SUPPLIED MATERIAL:
======

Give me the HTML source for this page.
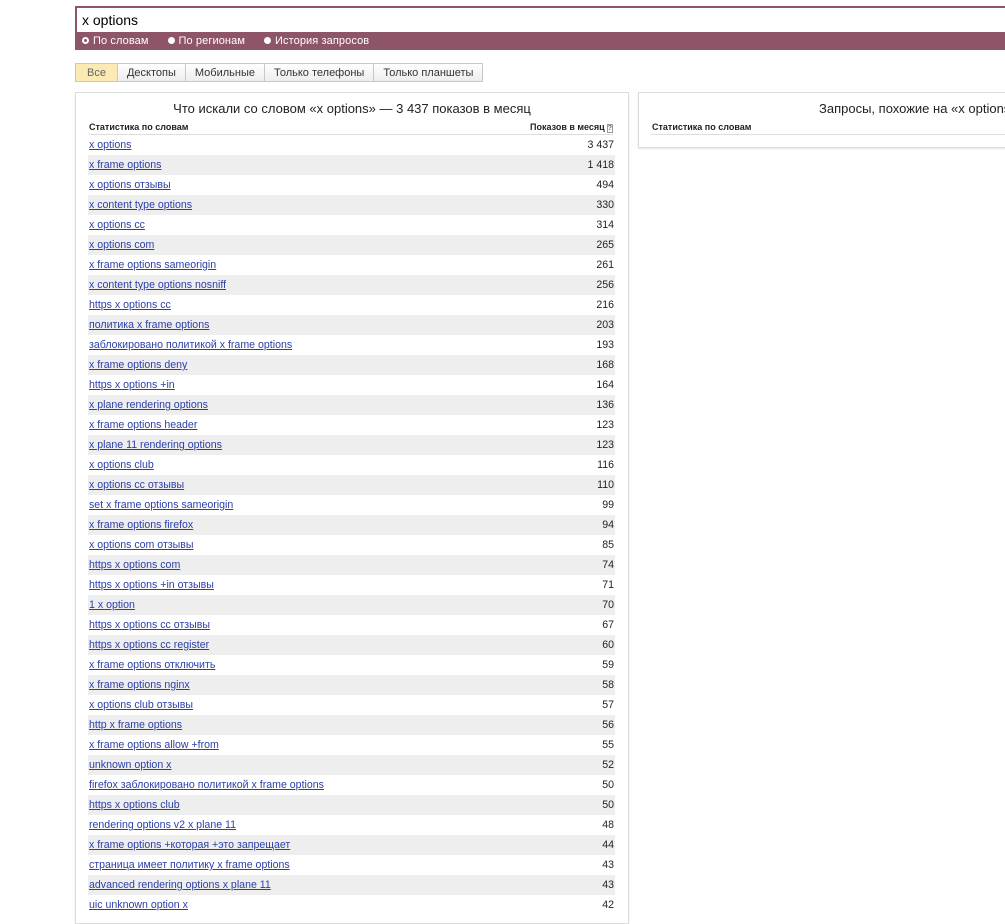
<!DOCTYPE html>
<html><head><meta charset="utf-8"><style>
body{margin:0;background:#fff;font-family:"Liberation Sans",Arial,sans-serif;width:1005px;height:909px;overflow:hidden;position:relative}
.search{position:absolute;left:75px;top:6px;width:940px;height:44px;background:#8e5468}
.search .in{position:absolute;left:2px;top:2px;right:0;height:24px;background:#fff;font-size:14px;line-height:24px;padding-left:5px;color:#000}
.radios{position:absolute;left:7px;top:29px;font-size:11px;color:#fff;white-space:nowrap;letter-spacing:0.1px}
.radios span{margin-right:19px}
.dot{display:inline-block;width:7px;height:7px;border-radius:50%;background:#fff;margin-right:4px;vertical-align:0}
.dot.o{background:#8e5468;border:2px solid #fff;width:3px;height:3px}
.tabs{position:absolute;left:75px;top:63px;height:19px;display:flex;font-size:11px}
.tabs div{border:1px solid #c8c8c8;border-left:none;padding:0 9px;line-height:18px;background:linear-gradient(#fff,#eee);color:#333}
.tabs div:first-child{border-left:1px solid #c8c8c8;background:#fbeab4;color:#666;padding:0 11px}
.panel{position:absolute;border:1px solid #ddd;box-shadow:0 1px 2px rgba(0,0,0,.1);background:#fff}
.title{font-size:13px;color:#222;text-align:center;position:absolute;top:8px;width:100%}
.hdr{position:absolute;top:29px;left:13px;right:13px;font-size:9px;font-weight:bold;color:#222;border-bottom:1px solid #ddd;height:12px}
.rows{position:absolute;left:12px;top:42px;width:527px}
.r{height:20px;line-height:20px;font-size:10.6px;position:relative}
.r:nth-child(even){background:#eee}
.r a{color:#2b3fa8;text-decoration:underline;margin-left:1px}
.r b{position:absolute;right:1px;font-weight:normal;color:#222}
</style></head><body>
<div class="search"><div class="in">x options</div>
<div class="radios"><span><i class="dot o"></i>По словам</span><span><i class="dot"></i>По регионам</span><span><i class="dot"></i>История запросов</span></div></div>
<div class="tabs"><div>Все</div><div>Десктопы</div><div>Мобильные</div><div>Только телефоны</div><div>Только планшеты</div></div>
<div class="panel" style="left:75px;top:92px;width:552px;height:830px">
<div class="title">Что искали со словом «x options» — 3 437 показов в месяц</div>
<div class="hdr" style="right:15px">Статистика по словам<span style="position:absolute;right:0">Показов в месяц<span style="border:1px solid #999;font-size:7px;margin-left:2px;color:#666">?</span></span></div>
<div class="rows">
<div class="r"><a>x options</a><b>3 437</b></div>
<div class="r"><a>x frame options</a><b>1 418</b></div>
<div class="r"><a>x options отзывы</a><b>494</b></div>
<div class="r"><a>x content type options</a><b>330</b></div>
<div class="r"><a>x options cc</a><b>314</b></div>
<div class="r"><a>x options com</a><b>265</b></div>
<div class="r"><a>x frame options sameorigin</a><b>261</b></div>
<div class="r"><a>x content type options nosniff</a><b>256</b></div>
<div class="r"><a>https x options cc</a><b>216</b></div>
<div class="r"><a>политика x frame options</a><b>203</b></div>
<div class="r"><a>заблокировано политикой x frame options</a><b>193</b></div>
<div class="r"><a>x frame options deny</a><b>168</b></div>
<div class="r"><a>https x options +in</a><b>164</b></div>
<div class="r"><a>x plane rendering options</a><b>136</b></div>
<div class="r"><a>x frame options header</a><b>123</b></div>
<div class="r"><a>x plane 11 rendering options</a><b>123</b></div>
<div class="r"><a>x options club</a><b>116</b></div>
<div class="r"><a>x options cc отзывы</a><b>110</b></div>
<div class="r"><a>set x frame options sameorigin</a><b>99</b></div>
<div class="r"><a>x frame options firefox</a><b>94</b></div>
<div class="r"><a>x options com отзывы</a><b>85</b></div>
<div class="r"><a>https x options com</a><b>74</b></div>
<div class="r"><a>https x options +in отзывы</a><b>71</b></div>
<div class="r"><a>1 x option</a><b>70</b></div>
<div class="r"><a>https x options cc отзывы</a><b>67</b></div>
<div class="r"><a>https x options cc register</a><b>60</b></div>
<div class="r"><a>x frame options отключить</a><b>59</b></div>
<div class="r"><a>x frame options nginx</a><b>58</b></div>
<div class="r"><a>x options club отзывы</a><b>57</b></div>
<div class="r"><a>http x frame options</a><b>56</b></div>
<div class="r"><a>x frame options allow +from</a><b>55</b></div>
<div class="r"><a>unknown option x</a><b>52</b></div>
<div class="r"><a>firefox заблокировано политикой x frame options</a><b>50</b></div>
<div class="r"><a>https x options club</a><b>50</b></div>
<div class="r"><a>rendering options v2 x plane 11</a><b>48</b></div>
<div class="r"><a>x frame options +которая +это запрещает</a><b>44</b></div>
<div class="r"><a>страница имеет политику x frame options</a><b>43</b></div>
<div class="r"><a>advanced rendering options x plane 11</a><b>43</b></div>
<div class="r"><a>uic unknown option x</a><b>42</b></div>
</div></div>
<div class="panel" style="left:638px;top:92px;width:380px;height:54px">
<div class="title" style="text-align:left;left:180px;width:auto;white-space:nowrap">Запросы, похожие на «x options»</div>
<div class="hdr" style="right:0">Статистика по словам</div>
</div>
</body></html>
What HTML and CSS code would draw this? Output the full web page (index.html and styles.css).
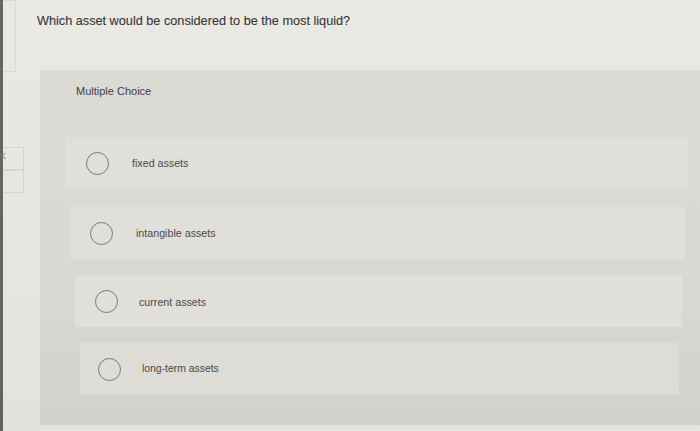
FILE: index.html
```html
<!DOCTYPE html>
<html>
<head>
<meta charset="utf-8">
<link rel="stylesheet" href="styles.css">
</head>
<body>
<div class="screen">
  <div class="edge"></div>
  <div class="side">
    <div class="side-card"></div>
    <div class="side-tabs">
      <div class="side-tab">K</div>
      <div class="side-tab"></div>
    </div>
  </div>
  <main class="content">
    <h1 class="question">Which asset would be considered to be the most liquid?</h1>
    <section class="panel">
      <div class="label">Multiple Choice</div>
      <ul class="options">
        <li class="option o1"><span class="radio"></span><span class="text">fixed assets</span></li>
        <li class="option o2"><span class="radio"></span><span class="text">intangible assets</span></li>
        <li class="option o3"><span class="radio"></span><span class="text">current assets</span></li>
        <li class="option o4"><span class="radio"></span><span class="text">long-term assets</span></li>
      </ul>
    </section>
  </main>
</div>
</body>
</html>
```
FILE: styles.css
```css
* { box-sizing: border-box; }
html, body { margin: 0; padding: 0; }
body {
  width: 700px;
  height: 431px;
  overflow: hidden;
  background: #e8e6e1;
  font-family: "Liberation Sans", Arial, sans-serif;
}
.screen {
  display: flex;
  height: 431px;
  background: linear-gradient(180deg, #ebe9e4 0%, #e4e2dc 100%);
}
.edge {
  width: 3px;
  background: #67645e;
  flex: none;
}
.side {
  width: 21px;
  flex: none;
  display: flex;
  flex-direction: column;
}
.side-card {
  width: 13px;
  height: 72px;
  border: 1px solid #dcdad4;
  border-left: none;
  background: #eae8e3;
}
.side-tabs {
  margin-top: 75px;
  display: flex;
  flex-direction: column;
}
.side-tab {
  height: 23px;
  width: 21px;
  border: 1px solid #d6d4ce;
  border-left: none;
  font-size: 9px;
  color: #777;
  line-height: 16px;
  text-indent: -3px;
}
.content {
  flex: 1;
  display: flex;
  flex-direction: column;
  padding-left: 13px;
}
.question {
  margin: 13px 0 0 0;
  font-size: 12.7px;
  font-weight: normal;
  color: #363636;
  line-height: 16px;
  height: 57px;
  -webkit-text-stroke: 0.1px #363636;
}
.panel {
  margin-left: 3px;
  height: 355px;
  background: linear-gradient(180deg, #dcdad4 0%, #dad8d2 60%, #d3d1cb 100%);
  padding-top: 15px;
}
.label {
  margin-left: 36px;
  font-size: 11px;
  color: #3e3e3e;
  line-height: 12px;
}
.options {
  list-style: none;
  margin: 40px 0 0 0;
  padding: 0;
  display: flex;
  flex-direction: column;
}
.option {
  height: 52px;
  background: #e1dfda;
  display: flex;
  align-items: center;
}
.o1 { margin-left: 25px; margin-right: 12px; }
.o2 { margin-left: 30px; margin-right: 15px; margin-top: 18px; }
.o3 { margin-left: 35px; margin-right: 18px; margin-top: 17px; height: 51px; }
.o4 { margin-left: 40px; margin-right: 21px; margin-top: 16px; background: #dedcd7; }
.radio {
  width: 23px;
  height: 23px;
  border-radius: 50%;
  border: 1.3px solid #7a7874;
  margin-left: 21px;
  flex: none;
}
.o2 .radio { margin-left: 20px; }
.o3 .radio { margin-left: 20px; }
.o4 .radio { margin-left: 18px; }
.text {
  margin-left: 23px;
  font-size: 10.7px;
  color: #4a4a4a;
  line-height: 12px;
}
.o3 .text { margin-left: 21px; }
.o4 .text { margin-left: 21px; font-size: 10.4px; }
```
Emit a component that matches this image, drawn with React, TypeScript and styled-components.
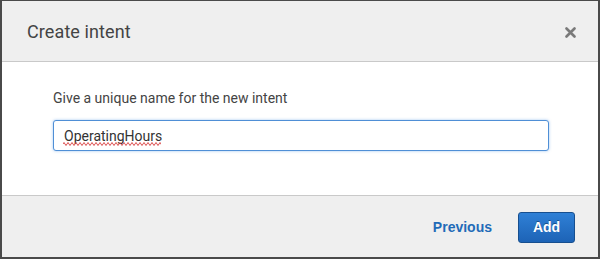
import styled, { createGlobalStyle } from 'styled-components';

const GlobalStyle = createGlobalStyle`
    html, body {
        margin: 0;
        padding: 0;
        background: #4a4a4a;
        width: 600px;
        height: 259px;
        overflow: hidden;
    }
`;

const Backdrop = styled.div`
    width: 600px;
    height: 259px;
    padding: 1px 2px 2px 2px;
    box-sizing: border-box;
`;

const Modal = styled.div`
    display: flex;
    flex-direction: column;
    height: 256px;
    background: #ffffff;
    font-family: Roboto, "Noto Sans", sans-serif;
`;

const Header = styled.header`
    display: flex;
    align-items: center;
    justify-content: space-between;
    height: 60px;
    padding: 0 22px 0 25px;
    background: #efefef;
    border-bottom: 1px solid #c9c9c9;
`;

const Title = styled.h2`
    margin: 0;
    font-size: 18px;
    font-weight: 400;
    color: #444444;
    letter-spacing: 0.1px;
`;

const CloseButton = styled.button`
    display: flex;
    align-items: center;
    justify-content: center;
    padding: 0;
    border: none;
    background: none;
    width: 12px;
    height: 12px;
    margin-top: 2px;
`;

const Body = styled.div`
    flex: 1;
    padding: 28px 49px 0 51px;
    box-sizing: border-box;
`;

const Label = styled.label`
    display: block;
    font-size: 14px;
    color: #444444;
    margin-bottom: 14px;
`;

const Field = styled.div`
    position: relative;
`;

const Input = styled.input`
    display: block;
    width: 100%;
    height: 31px;
    box-sizing: border-box;
    padding: 0 10px;
    font-family: Roboto, "Noto Sans", sans-serif;
    font-size: 14px;
    color: #333333;
    border: 1px solid #4f8fd6;
    border-radius: 3px;
    box-shadow: 0 0 3px rgba(80, 150, 230, 0.55);
    outline: none;
`;

/* spell-check squiggle under the typed word */
const Squiggle = styled.svg`
    position: absolute;
    left: 10px;
    top: 22px;
    pointer-events: none;
`;

const Footer = styled.footer`
    display: flex;
    align-items: center;
    justify-content: flex-end;
    gap: 26px;
    height: 61px;
    padding: 0 23px 0 0;
    background: #efefef;
    border-top: 1px solid #c9c9c9;
`;

const LinkButton = styled.button`
    border: none;
    background: none;
    padding: 0;
    font-family: "Liberation Sans", Arial, sans-serif;
    font-weight: 700;
    font-size: 14px;
    color: #1f6bb8;
`;

const PrimaryButton = styled.button`
    width: 57px;
    height: 31px;
    border: 1px solid #174f8f;
    border-radius: 3px;
    background: linear-gradient(#2f80d6, #1d63b6);
    color: #ffffff;
    font-family: "Liberation Sans", Arial, sans-serif;
    font-weight: 700;
    font-size: 14px;
    text-shadow: 0 -1px 0 rgba(0, 0, 0, 0.35);
    margin-top: 1px;
`;

function wave(width: number) {
    let d = 'M0 2';
    for (let x = 0; x < width; x += 4) {
        d += ` L${x + 1} 0.5 L${x + 2} 2 L${x + 3} 3.5 L${x + 4} 2`;
    }
    return d;
}

export default function App() {
    return (
        <Backdrop>
            <GlobalStyle />
            <Modal>
                <Header>
                    <Title>Create intent</Title>
                    <CloseButton aria-label="Close">
                        <svg width="11" height="11" viewBox="0 0 11 11">
                            <path d="M1.5 1.5 L9.5 9.5 M9.5 1.5 L1.5 9.5" stroke="#7a7a7a" strokeWidth="2.6" strokeLinecap="round" />
                        </svg>
                    </CloseButton>
                </Header>
                <Body>
                    <Label htmlFor="intent-name">Give a unique name for the new intent</Label>
                    <Field>
                        <Input id="intent-name" defaultValue="OperatingHours" spellCheck={false} />
                        <Squiggle width="98" height="4" viewBox="0 0 98 4">
                            <path d={wave(98)} stroke="#d83a3a" strokeWidth="0.9" fill="none" />
                        </Squiggle>
                    </Field>
                </Body>
                <Footer>
                    <LinkButton>Previous</LinkButton>
                    <PrimaryButton>Add</PrimaryButton>
                </Footer>
            </Modal>
        </Backdrop>
    );
}
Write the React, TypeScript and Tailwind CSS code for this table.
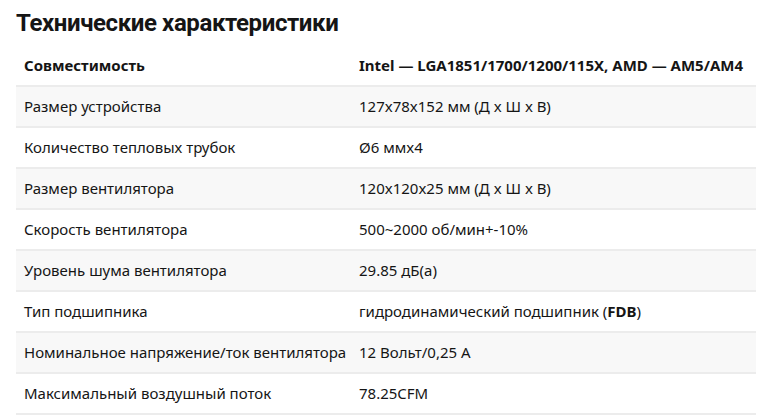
const rows: { label: string; value: React.ReactNode }[] = [
  { label: 'Размер устройства', value: '127x78x152 мм (Д x Ш x В)' },
  { label: 'Количество тепловых трубок', value: 'Ø6 ммx4' },
  { label: 'Размер вентилятора', value: '120x120x25 мм (Д x Ш x В)' },
  { label: 'Скорость вентилятора', value: '500~2000 об/мин+-10%' },
  { label: 'Уровень шума вентилятора', value: '29.85 дБ(а)' },
  {
    label: 'Тип подшипника',
    value: (
      <>
        гидродинамический подшипник (<b className="font-bold">FDB</b>)
      </>
    ),
  },
  { label: 'Номинальное напряжение/ток вентилятора', value: '12 Вольт/0,25 А' },
  { label: 'Максимальный воздушный поток', value: '78.25CFM' },
]

export default function App() {
  return (
    <div className="min-h-[420px] bg-white px-4 pt-[9px] text-[#151515] font-['Noto_Sans',sans-serif]">
      <h2 className="font-['Roboto',sans-serif] text-[24px] leading-[28px] font-bold tracking-[-0.4px]">
        Технические характеристики
      </h2>
      <table className="mt-[8px] w-[740px] border-collapse text-[15px]">
        <tbody>
          <tr className="h-[41px] border-b-2 border-[#ececec]">
            <th className="w-[335px] pl-2 text-left font-bold">Совместимость</th>
            <th className="pl-2 text-left font-bold">Intel — LGA1851/1700/1200/115X, AMD — AM5/AM4</th>
          </tr>
          {rows.map((r, i) => (
            <tr key={r.label} className={`h-[41px] border-b-2 border-[#ececec] ${i % 2 === 0 ? 'bg-[#f8f8f8]' : 'bg-white'}`}>
              <td className="pl-2">{r.label}</td>
              <td className="pl-2">{r.value}</td>
            </tr>
          ))}
        </tbody>
      </table>
    </div>
  )
}
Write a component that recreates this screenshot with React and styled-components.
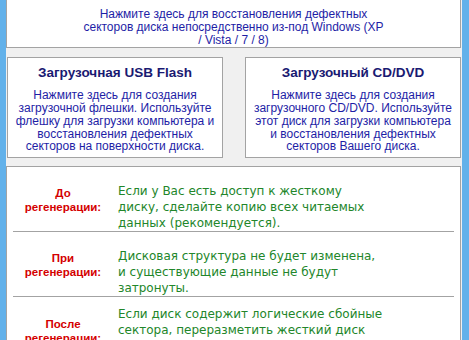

======

EXERCISE OBJECTIVE: Among these entries, how many lines include the string "Write"? Reply with the number by itself.

THE REPLY: 2